Along thy glades, a solitary guest,
The hollow-sounding bittern guards its nest;
Amidst thy desert walks the lapwing flies,
And tires their echoes with unvaried cries.
Sunk are thy bowers in shapeless ruin all,
And the long grass o’ertops the mould’ring wall;
And trembling, shrinking from the spoiler’s hand,
Far, far away, thy children leave the land.

Sweet was the sound, when oft at evening’s close
Up yonder hill the village murmur rose;
There, as I pass’d with careless steps and slow,
The mingling notes came soften’d from below;
The swain responsive as the milk-maid sung,
The sober herd that low’d to meet their young;
The noisy geese that gabbled o’er the pool,
The playful children just let loose from school;
The watchdog’s voice that bay’d the whisp’ring wind,
And the loud laugh that spoke the vacant mind;
These all in sweet confusion sought the shade,
And fill’d each pause the nightingale had made.
But now the sounds of population fail,
No cheerful murmurs fluctuate in the gale,
No busy steps the grass-grown foot-way tread,
For all the bloomy flush of life is fled.
All but yon widow’d, solitary thing
That feebly bends beside the plashy spring;
She, wretched matron, forc’d in age, for bread,
To strip the brook with mantling cresses spread,
To pick her wintry faggot from the thorn,
To seek her nightly shed, and weep till morn;
She only left of all the harmless train,
The sad historian of the pensive plain.

This poet has captured his memories of the past and eloquently describes the village before it fell on evil times. The picture he draws is very detailed—this is only a short extract from the full poem.

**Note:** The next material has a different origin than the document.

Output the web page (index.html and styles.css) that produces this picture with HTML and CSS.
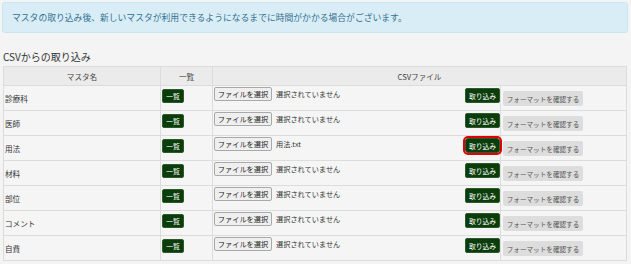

Oliver Goldsmith was an Irish writer of novels, plays and poems. He is best-known as the author of the novel “The Vicar of Wakefield”, the play “She Stoops to Conquer” and this poem. He is also supposedly the author of the children’s tale “The History of Little Goody Two-Shoes”. He was born in Ireland and attended Trinity College, eventually graduating as a Bachelor of Arts in 1749 despite being expelled in 1747 for rioting and showing little benefit save for expensive tastes in clothes and a talent for singing and playing the flute. He eventually settled in London where his prolific hack work eventually got the attention of Samuel Johnson and led to more settled employment. He continued his dissolute lifestyle, and he was described as an “inspired idiot” by Horace Walpole; a spendthrift, he spent and gave his money away freely. He died of a kidney infection in London and was buried in Temple Church, though the monument to him was destroyed in an air raid in 1940.

The Deserted Village is an appeal to the English to preserve the old settlements and ways of England—Goldsmith had witnessed the destruction of an ancient village by a wealthy man who desired the land for an ornamental garden.

Johnson’s epitaph for Goldsmith is suitably eloquent: “Oliver Goldsmith: A Poet, Naturalist, and Historian, who left scarcely any style of writing untouched, and touched nothing that he did not adorn. Of all the passions, whether smiles were to move or tears, a powerful yet gentle master. In genius, vivid, versatile, sublime. In style, clear, elevated, elegant.”